Quick Answer

The RTX 5060 delivers playable 4K performance in Doom: The Dark Ages at competitive settings, achieving sustained framerates in the 60–90 fps range with DLSS 4 Quality mode enabled. At native 4K without upscaling, the card''s 8 GB VRAM creates limitations in demanding combat sequences, making DLSS a practical necessity for smooth competitive play at this resolution.

Doom: The Dark Ages arrived in 2026 as one of the most GPU-demanding shooters on the market, pushing VRAM and memory bandwidth harder than its predecessors. The RTX 5060 - NVIDIA''s mainstream next-generation mid-range card - is capable enough with upscaling assistance, but genuinely tested at its limits at native 4K. Here is what competitive players can realistically expect.

Native 4K vs DLSS 4 Performance

At native 4K with high settings, the RTX 5060 averages in the 45–60 fps range in open arena combat - playable, but inconsistent. VRAM utilisation regularly approaches the 8 GB ceiling during large enemy encounters, causing frame time spikes that manifest as microstutters. For competitive play, native 4K on the RTX 5060 is not the recommended configuration.

With DLSS 4 Quality mode active - rendering internally at approximately 1440p and upscaling to 4K - performance improves substantially. Average framerates climb to 75–95 fps in standard combat, with minimums comfortably above 60 fps in most scenarios. DLSS 4''s Multi Frame Generation, exclusive to RTX 50-series hardware, further boosts perceived smoothness without proportional latency penalty. For competitive play prioritising stable high framerates, DLSS 4 Quality is the correct operating mode for this GPU at 4K.

Optimal Competitive Settings for the RTX 5060 at 4K

For framerate stability: Textures on High (not Ultra, to relieve VRAM pressure), Shadows on Medium, Ambient Occlusion on Medium, Reflections off or Low, Motion Blur off, DLSS 4 Quality mode with Frame Generation active. This delivers consistent 80–100+ fps in most scenarios, with minimums rarely dipping below 60 fps. Disable Ray Tracing - RT Global Illumination in this title is computationally expensive and the framerate cost outweighs the visual benefit at this GPU tier and resolution.

Frequently Asked Questions

Q: Is the RTX 5060 the right card for 4K competitive gaming, or should I look higher? A: The RTX 5060 is an effective 1440p card with DLSS-assisted 4K capability. For native 4K at consistently high framerates without reliance on upscaling, the RTX 5070 or higher is the more appropriate choice.
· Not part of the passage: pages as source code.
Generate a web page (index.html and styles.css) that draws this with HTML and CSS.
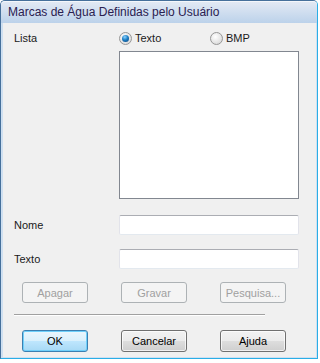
FILE: index.html
```html
<!DOCTYPE html>
<html lang="pt">
<head>
  <meta charset="UTF-8">
  <title>Marcas de Água Definidas pelo Usuário</title>
  <link rel="stylesheet" href="styles.css">
</head>
<body>
  <div class="window">
    <div class="titlebar">Marcas de Água Definidas pelo Usuário</div>
    <div class="client">
      <div class="row row-radios">
        <span class="label">Lista</span>
        <div class="radios">
          <label class="radio checked"><span class="dot"></span>Texto</label>
          <label class="radio"><span class="dot"></span>BMP</label>
        </div>
      </div>
      <div class="row row-list">
        <span class="label"></span>
        <div class="listbox"></div>
      </div>
      <div class="row row-name">
        <span class="label">Nome</span>
        <div class="textbox"></div>
      </div>
      <div class="row row-text">
        <span class="label">Texto</span>
        <div class="textbox"></div>
      </div>
      <div class="buttons buttons-top">
        <button class="btn" disabled>Apagar</button>
        <button class="btn" disabled>Gravar</button>
        <button class="btn" disabled>Pesquisa...</button>
      </div>
      <div class="separator"></div>
      <div class="buttons buttons-bottom">
        <button class="btn default">OK</button>
        <button class="btn">Cancelar</button>
        <button class="btn">Ajuda</button>
      </div>
    </div>
  </div>
</body>
</html>
```

FILE: styles.css
```css
* {
  box-sizing: border-box;
  margin: 0;
  padding: 0;
}

body {
  background: #fff;
  font-family: "Liberation Sans", Arial, sans-serif;
  font-size: 11px;
  color: #1a1a1a;
}

.window {
  width: 318px;
  height: 359px;
  border: 1px solid #46709b;
  border-right-color: #2aaee6;
  border-bottom-color: #2aaee6;
  border-radius: 5px 5px 0 0;
  background: #cfe0f1;
  padding: 0 1px 1px 2px;
  display: flex;
  flex-direction: column;
}

.titlebar {
  height: 22px;
  padding: 3px 0 0 7px;
  font-size: 12px;
  color: #2a2050;
  background: linear-gradient(#e2e9f4, #bcd2ea);
  margin: 0 -1px 0 -2px;
  border-radius: 4px 4px 0 0;
  border-top: 1px solid #f4f7fb;
}

.client {
  flex: 1;
  background: #f0f0f0;
  padding: 8px 0 0 11px;
}

.row {
  display: flex;
  align-items: center;
}

.label {
  width: 105px;
  flex-shrink: 0;
}

.row-radios {
  height: 14px;
}

.radios {
  display: flex;
}

.radio {
  display: flex;
  align-items: center;
  gap: 3px;
  width: 91px;
}

.dot {
  width: 13px;
  height: 13px;
  border-radius: 50%;
  border: 1px solid #979797;
  background: radial-gradient(circle at 40% 35%, #ffffff 0%, #e6e6e6 55%, #cfcfcf 100%);
  position: relative;
}

.radio.checked .dot::after {
  content: "";
  position: absolute;
  left: 2px;
  top: 2px;
  width: 7px;
  height: 7px;
  border-radius: 50%;
  background: radial-gradient(circle at 40% 30%, #8fd3ff 0%, #1d7fc4 45%, #0a3f7a 100%);
}

.row-list {
  margin-top: 6px;
}

.listbox {
  width: 180px;
  height: 148px;
  background: #fff;
  border: 1px solid #828790;
}

.row-name {
  margin-top: 16px;
}

.row-text {
  margin-top: 14px;
}

.textbox {
  width: 180px;
  height: 20px;
  background: #fff;
  border: 1px solid #e2e3ea;
  border-top-color: #abadb3;
  border-bottom-color: #e3e9ef;
  border-radius: 2px;
}

.buttons {
  display: flex;
  gap: 33px;
  padding-left: 8px;
}

.buttons-top {
  margin-top: 13px;
}

.btn {
  width: 66px;
  height: 21px;
  font-family: inherit;
  font-size: 11px;
  color: #000;
  border: 1px solid #707070;
  border-radius: 3px;
  background: linear-gradient(#f2f2f2 0%, #ebebeb 50%, #dddddd 51%, #cfcfcf 100%);
  box-shadow: inset 0 0 0 1px rgba(255, 255, 255, 0.7);
}

.btn:disabled {
  color: #a0a0a0;
  border-color: #adb2b5;
  background: #f4f4f4;
  box-shadow: none;
}

.separator {
  width: 251px;
  margin-top: 11px;
  border-top: 1px solid #a0a0a0;
  border-bottom: 1px solid #fff;
}

.buttons-bottom {
  margin-top: 14px;
}

.buttons-bottom .btn {
  height: 22px;
}

.btn.default {
  border-color: #3c7fb1;
  background: linear-gradient(#eaf6fd 0%, #d9f0fc 50%, #bee6fd 51%, #a7d9f5 100%);
  box-shadow: inset 0 0 0 1px #6fd0fb;
}
```
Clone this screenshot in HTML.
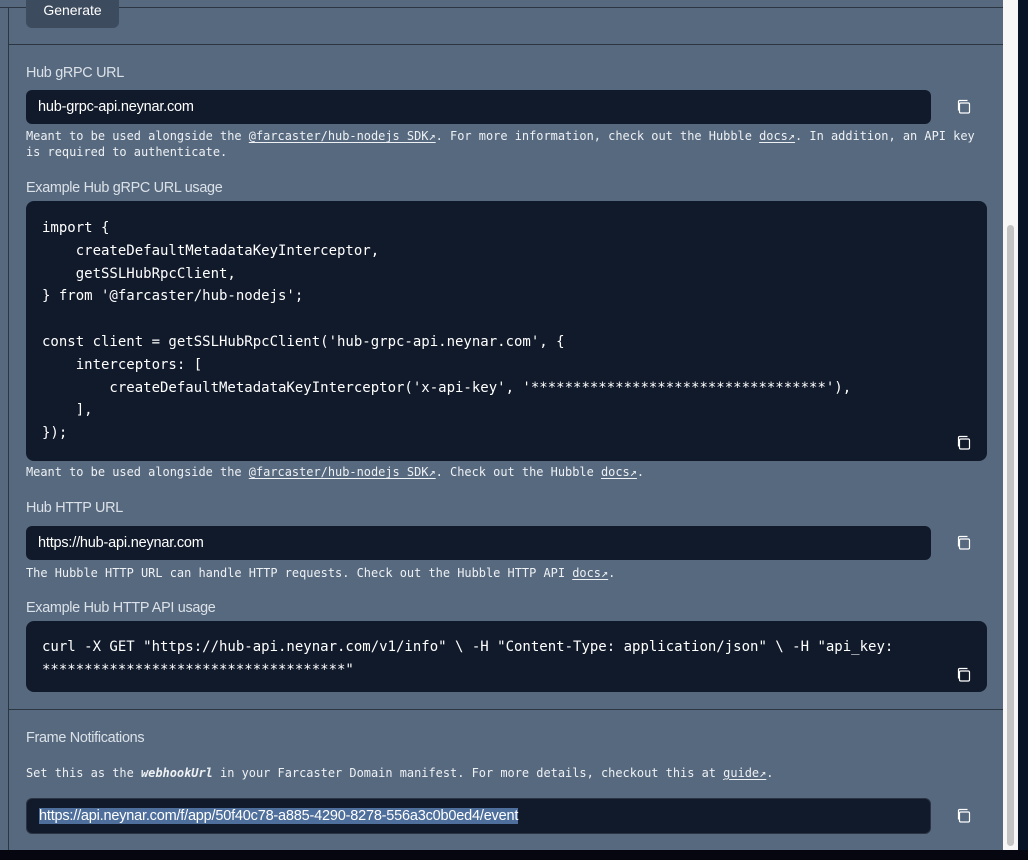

Q: Does the 8 GB VRAM limit cause problems beyond just Doom: The Dark Ages? A: Yes. Several other AAA titles released in 2026 also push 8 GB constraints at 4K ultra settings - a genuine limitation buyers should factor into long-term GPU planning.

Q: What CPU pairs best with the RTX 5060 for 4K Doom: The Dark Ages? A: At 4K, the GPU is almost always the bottleneck. A Ryzen 5 7600X or Intel Core i5-13600K or newer provides more than enough CPU headroom to keep the RTX 5060 fully utilised.